Flipped eye publishing
- Parent company: None
- Status: Active
- Founded: 2001; 25 years ago
- Founder: Nii Ayikwei Parkes, J. A. Parkes
- Country of origin: UK & Ghana
- Headquarters location: London
- Key people: Nii Ayikwei Parkes, (Senior Editor); Niall O'Sullivan, (Senior Poetry Editor); Jacob Sam-La Rose, (Senior Poetry Editor); Mitchell Albert, (Editorial Director, Fiction)
- Publication types: Books, Magazines
- Imprints: flipped eye, Lubin & Kleyner, phipl
- No. of employees: 9
- Official website: flippedeye.net

= Flipped eye publishing =

Not-for-profit publishing company

Founded in 2001 by Nii Ayikwei Parkes and J. A. Parkes, flipped eye publishing is a company that publishes original poetry and prose on a not-for-profit model. The not-for-profit approach has allowed flipped eye to focus on new writers with potential, prioritising development, thus facilitating the emergence of truly unique literary talent. The company's editorial focus is on work that is "clear and true rather than exhibitionist," but is not averse to publishing work that might be considered experimental, such as Niki Aguirre's apocalyptic 29 Ways to Drown, which was longlisted for the 2008 Frank O'Connor International Short Story Award.

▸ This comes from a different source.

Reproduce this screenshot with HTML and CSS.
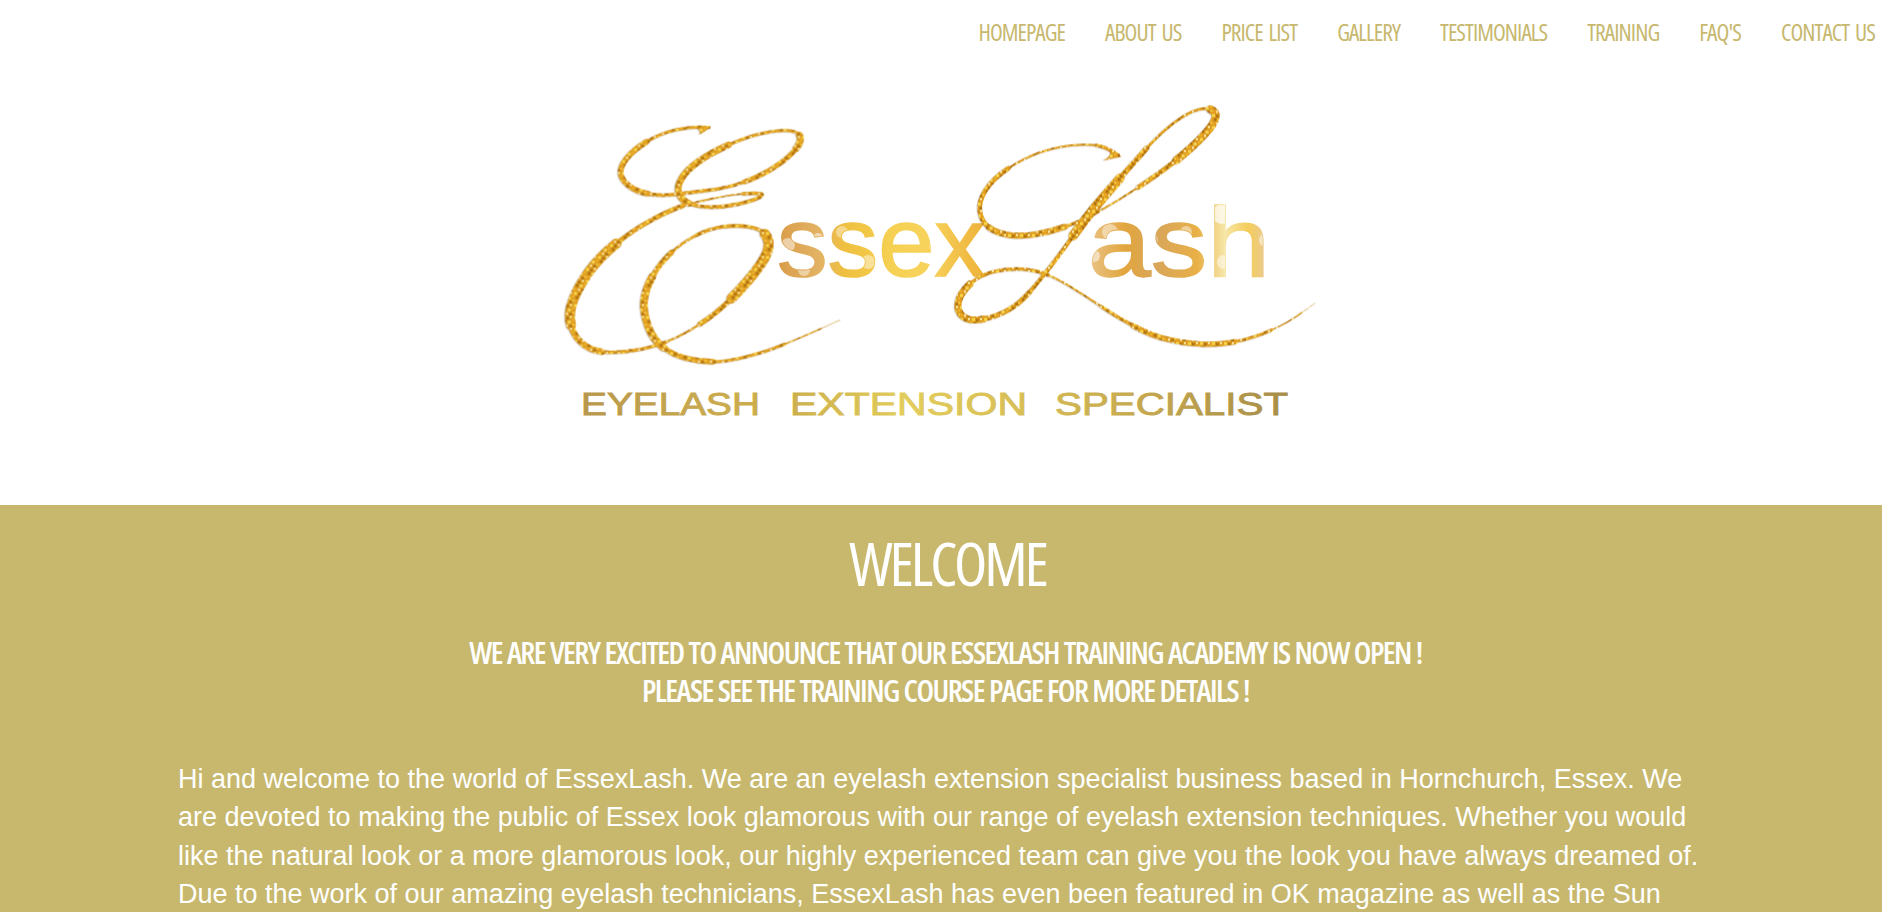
FILE: index.html
```html
<!DOCTYPE html>
<html lang="en">
<head>
<meta charset="utf-8">
<title>EssexLash</title>
<link rel="stylesheet" href="styles.css">
</head>
<body>
<header class="site-header">
  <nav class="main-nav">
    <a href="#">HOMEPAGE</a>
    <a href="#">ABOUT US</a>
    <a href="#">PRICE LIST</a>
    <a href="#">GALLERY</a>
    <a href="#">TESTIMONIALS</a>
    <a href="#">TRAINING</a>
    <a href="#">FAQ'S</a>
    <a href="#">CONTACT US</a>
  </nav>
  <div class="logo">
    <svg class="logo-art" width="802" height="350" viewBox="540 90 802 350" role="img" aria-label="EssexLash eyelash extension specialist">
      <defs>
        <pattern id="glitter" width="36" height="36" patternUnits="userSpaceOnUse">
          <rect width="36" height="36" fill="#dc9a1e"/>
          <rect x="0" y="0" width="9" height="9" fill="#f8d648"/>
          <rect x="12" y="3" width="8" height="7" fill="#a96c10"/>
          <rect x="24" y="0" width="6" height="6" fill="#fff2ac"/>
          <rect x="30" y="9" width="6" height="8" fill="#efb52c"/>
          <rect x="6" y="13" width="7" height="7" fill="#a2660e"/>
          <rect x="17" y="14" width="9" height="8" fill="#fbe060"/>
          <rect x="0" y="24" width="8" height="7" fill="#eeaa28"/>
          <rect x="12" y="26" width="6" height="6" fill="#fff6c4"/>
          <rect x="22" y="27" width="8" height="7" fill="#aa6e12"/>
          <rect x="31" y="23" width="5" height="6" fill="#f8d650"/>
        </pattern>
        <linearGradient id="ssex-fill" gradientUnits="userSpaceOnUse" x1="777" y1="0" x2="985" y2="0">
          <stop offset="0" stop-color="#d99c48"/>
          <stop offset=".2" stop-color="#e3b264"/>
          <stop offset=".32" stop-color="#efbf3f"/>
          <stop offset=".55" stop-color="#f5d052"/>
          <stop offset=".72" stop-color="#f7d35c"/>
          <stop offset="1" stop-color="#eeb23a"/>
        </linearGradient>
        <linearGradient id="ash-fill" gradientUnits="userSpaceOnUse" x1="1088" y1="0" x2="1270" y2="0">
          <stop offset="0" stop-color="#e9c48a"/>
          <stop offset=".2" stop-color="#e2a63e"/>
          <stop offset=".38" stop-color="#d9a65a"/>
          <stop offset=".6" stop-color="#e8b046"/>
          <stop offset=".75" stop-color="#f6e6a8"/>
          <stop offset=".88" stop-color="#f4cd5a"/>
          <stop offset="1" stop-color="#e8c9a0"/>
        </linearGradient>
        <linearGradient id="tag-fill" gradientUnits="userSpaceOnUse" x1="581" y1="0" x2="1288" y2="0">
          <stop offset="0" stop-color="#b8974b"/>
          <stop offset=".18" stop-color="#c9a94f"/>
          <stop offset=".3" stop-color="#cdb04d"/>
          <stop offset=".46" stop-color="#e2cd5c"/>
          <stop offset=".63" stop-color="#d6bd55"/>
          <stop offset=".8" stop-color="#c4a74e"/>
          <stop offset="1" stop-color="#a88d48"/>
        </linearGradient>
        <clipPath id="word-clip">
          <text class="logo-word" x="777" y="276" textLength="208" lengthAdjust="spacingAndGlyphs">ssex</text>
          <text class="logo-word" x="1088" y="276" textLength="182" lengthAdjust="spacingAndGlyphs">ash</text>
        </clipPath>
      </defs>

      <text class="logo-word" x="777" y="276" textLength="208" lengthAdjust="spacingAndGlyphs" fill="url(#ssex-fill)" stroke="url(#ssex-fill)" stroke-width="1.6">ssex</text>
      <text class="logo-word" x="1088" y="276" textLength="182" lengthAdjust="spacingAndGlyphs" fill="url(#ash-fill)" stroke="url(#ash-fill)" stroke-width="1.6">ash</text>
      <g clip-path="url(#word-clip)" fill="#fff">
        <circle cx="788" cy="245" r="7" opacity=".5"/>
        <circle cx="804" cy="270" r="6" opacity=".45"/>
        <circle cx="818" cy="238" r="5" opacity=".5"/>
        <circle cx="842" cy="232" r="6" opacity=".4"/>
        <circle cx="868" cy="262" r="7" opacity=".45"/>
        <circle cx="938" cy="246" r="9" opacity=".35"/>
        <circle cx="1110" cy="232" r="8" opacity=".45"/>
        <circle cx="1094" cy="256" r="6" opacity=".5"/>
        <circle cx="1150" cy="240" r="8" opacity=".4"/>
        <circle cx="1186" cy="232" r="6" opacity=".45"/>
        <circle cx="1222" cy="214" r="10" opacity=".7"/>
        <circle cx="1224" cy="262" r="7" opacity=".5"/>
        <circle cx="1266" cy="240" r="7" opacity=".5"/>
      </g>

      <g class="swash" transform="translate(550 100) scale(.3333)" fill="none" stroke="url(#glitter)" stroke-linecap="round">
        <path d="M482 80Q470 92 448 104Q454 92 440 84Z" fill="url(#glitter)" stroke="none"/>
        <path stroke-width="9" d="M478 82Q430 78 380 89Q330 100 290 125"/>
        <path stroke-width="17" d="M290 125Q250 150 230 175Q210 200 212 220Q215 240 237 257Q260 275 295 281"/>
        <path stroke-width="10" d="M295 281Q330 288 365 284Q400 280 465 272Q530 265 585 245"/>
        <path stroke-width="15" d="M585 245Q640 225 680 197Q720 170 739 145"/>
        <path stroke-width="21" d="M739 145Q758 120 749 106"/>
        <path stroke-width="9" d="M749 106Q740 92 710 91Q680 90 635 100Q590 110 535 135"/>
        <path stroke-width="20" d="M535 135Q480 160 445 185Q410 210 395 235Q380 260 387 280Q395 300 417 310"/>
        <path stroke-width="11" d="M417 310Q440 320 480 321Q520 322 560 313Q600 305 622 295Q645 285 632 281Q620 278 580 281"/>
        <path stroke-width="5" d="M580 281Q540 285 490 295Q440 305 400 317"/>
        <path stroke-width="14" d="M400 317Q360 330 305 360Q250 390 200 430"/>
        <path stroke-width="30" d="M200 430Q150 470 117 515Q85 560 70 600Q54 640 63 675"/>
        <path stroke-width="19" d="M63 675Q72 710 97 730Q120 750 155 755"/>
        <path stroke-width="10" d="M155 755Q190 760 245 752Q300 745 350 725"/>
        <path stroke-width="6" d="M350 725Q400 705 450 672"/>
        <path stroke-width="15" d="M450 672Q500 640 545 595"/>
        <path stroke-width="30" d="M545 595Q590 550 620 510Q650 470 655 445Q660 420 645 402"/>
        <path stroke-width="11" d="M645 402Q630 385 595 380Q560 375 520 380Q480 385 440 405"/>
        <path stroke-width="8" d="M440 405Q400 425 365 457"/>
        <path stroke-width="16" d="M365 457Q330 490 307 530"/>
        <path stroke-width="23" d="M307 530Q285 570 282 605Q280 640 295 680Q310 720 340 742"/>
        <path stroke-width="16" d="M340 742Q370 765 410 775Q450 785 490 785"/>
        <path stroke-width="9" d="M490 785Q530 785 590 770Q650 755 705 732"/>
        <path stroke-width="4" d="M705 732Q760 710 815 685"/>
        <path stroke-width="1.5" d="M815 685Q840 673 870 660"/>
      </g>

      <g class="swash" transform="translate(900 90) scale(.3333)" fill="none" stroke="url(#glitter)" stroke-linecap="round">
        <path d="M665 200L608 212Q640 198 628 176Z" fill="url(#glitter)" stroke="none"/>
        <path stroke-width="10" d="M655 195Q620 170 590 166"/>
        <path stroke-width="6" d="M590 166Q560 162 515 166Q470 170 420 187Q370 205 325 235"/>
        <path stroke-width="14" d="M325 235Q280 265 257 300Q235 335 240 365Q245 395 267 412"/>
        <path stroke-width="18" d="M267 412Q290 430 330 435Q370 440 410 432Q450 425 495 410"/>
        <path stroke-width="9" d="M495 410Q540 395 595 365"/>
        <path stroke-width="5" d="M595 365Q650 335 715 292"/>
        <path stroke-width="14" d="M715 292Q780 250 830 210"/>
        <path stroke-width="24" d="M830 210Q880 170 912 135Q945 100 947 82Q950 65 932 58"/>
        <path stroke-width="8" d="M932 58Q915 52 887 61Q860 70 820 100Q780 130 740 175"/>
        <path stroke-width="16" d="M740 175Q700 220 660 265"/>
        <path stroke-width="28" d="M660 265Q620 310 585 352Q550 395 520 437"/>
        <path stroke-width="12" d="M520 437Q490 480 455 525Q420 570 390 605"/>
        <path stroke-width="15" d="M390 605Q360 640 325 660Q290 680 250 687"/>
        <path stroke-width="21" d="M250 687Q210 695 190 680Q170 665 175 637Q180 610 210 582"/>
        <path stroke-width="10" d="M210 582Q240 555 280 545Q320 535 365 537Q410 540 445 555"/>
        <path stroke-width="6" d="M445 555Q480 570 520 595Q560 620 605 650"/>
        <path stroke-width="10" d="M605 650Q650 680 700 707"/>
        <path stroke-width="16" d="M700 707Q750 735 800 747Q850 760 900 762Q950 765 1005 755"/>
        <path stroke-width="9" d="M1005 755Q1060 745 1115 720"/>
        <path stroke-width="4" d="M1115 720Q1170 695 1207 667"/>
        <path stroke-width="1.5" d="M1207 667Q1225 655 1245 640"/>
      </g>

      <g class="logo-tag" fill="url(#tag-fill)" stroke="url(#tag-fill)" stroke-width=".9">
        <text x="581" y="415" textLength="179" lengthAdjust="spacingAndGlyphs">EYELASH</text>
        <text x="790" y="415" textLength="237" lengthAdjust="spacingAndGlyphs">EXTENSION</text>
        <text x="1055" y="415" textLength="233" lengthAdjust="spacingAndGlyphs">SPECIALIST</text>
      </g>
    </svg>
  </div>
</header>
<main class="welcome">
  <h1>WELCOME</h1>
  <h2>WE ARE VERY EXCITED TO ANNOUNCE THAT OUR ESSEXLASH TRAINING ACADEMY IS NOW OPEN !<br>PLEASE SEE THE TRAINING COURSE PAGE FOR MORE DETAILS !</h2>
  <p>Hi and welcome to the world of EssexLash. We are an eyelash extension specialist business based in Hornchurch, Essex. We are devoted to making the public of Essex look glamorous with our range of eyelash extension techniques. Whether you would like the natural look or a more glamorous look, our highly experienced team can give you the look you have always dreamed of. Due to the work of our amazing eyelash technicians, EssexLash has even been featured in OK magazine as well as the Sun</p>
</main>
</body>
</html>
```
FILE: styles.css
```css
html, body {
  height: 100%;
}
body {
  margin: 0;
  display: flex;
  flex-direction: column;
  overflow: hidden;
  background: #fff;
  color: #fff;
}
.main-nav {
  display: flex;
  justify-content: flex-end;
  gap: 40px;
  height: 63px;
  padding: 0 7px 2px 0;
  align-items: center;
  font-family: "Open Sans", "Liberation Sans", sans-serif;
  font-stretch: 75%;
  font-size: 23.5px;
  letter-spacing: -.95px;
  word-spacing: 2.5px;
}
.main-nav a {
  color: #c7b86e;
  text-decoration: none;
}
.logo {
  display: flex;
  justify-content: center;
  padding: 25px 0 65px;
}
.logo-art {
  display: block;
  flex: none;
}
.swash {
  filter: blur(.3px) drop-shadow(-1.5px 1px 1px rgba(110, 85, 50, .45));
}
.logo-word {
  font-family: "Liberation Sans", sans-serif;
  font-size: 98px;
}
.logo-tag {
  font-family: "Liberation Sans", sans-serif;
  font-size: 32px;
}
.welcome {
  flex: 1;
  background: #c7b86e;
  padding: 0 178px;
  text-align: center;
  font-family: "Open Sans", "Liberation Sans", sans-serif;
  font-stretch: 75%;
}
.welcome h1 {
  margin: 20px 0 0;
  padding-left: 13px;
  font-size: 61px;
  line-height: 76px;
  font-weight: 400;
  letter-spacing: -3.1px;
}
.welcome h2 {
  margin: 32px 0 0;
  padding-left: 9px;
  font-size: 31px;
  line-height: 38px;
  font-weight: 600;
  letter-spacing: -1.55px;
  word-spacing: .8px;
}
.welcome p {
  margin: 51px 0 0;
  font-family: "Liberation Sans", sans-serif;
  font-size: 27px;
  line-height: 38.4px;
  text-align: left;
}
```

Among the better known writers first published by flipped eye are Malika Booker, Inua Ellams, Warsan Shire, Ekere Tallie, Jacob Sam-La Rose, Niall O'Sullivan, AJ Odasso, and Leila Segal – in a list that illustrates the significant percentage of female writers and British writers of Black and minority ethnic heritage that the company has published. In addition to its imprints, the company operates a number of distinct publishing series: mouthmark series (ended in 2011), flap series (ongoing series for poetry pamphlets) and defeye (for theatre and non-traditional formats).

==Editorial style==

All of flipped eye publishing's current editors are from non-traditional editing backgrounds; none of them studied literature or trained within the publishing establishment before taking on their roles. They place an emphasis on the importance of listening in the writing and editing process, with senior editor Nii Ayikwei Parkes, a science graduate, having declared in an interview: "Language is music; when you write on paper it's dead, it comes to life when spoken." None the less, there is an emphasis on craft and an active engagement with form, where appropriate.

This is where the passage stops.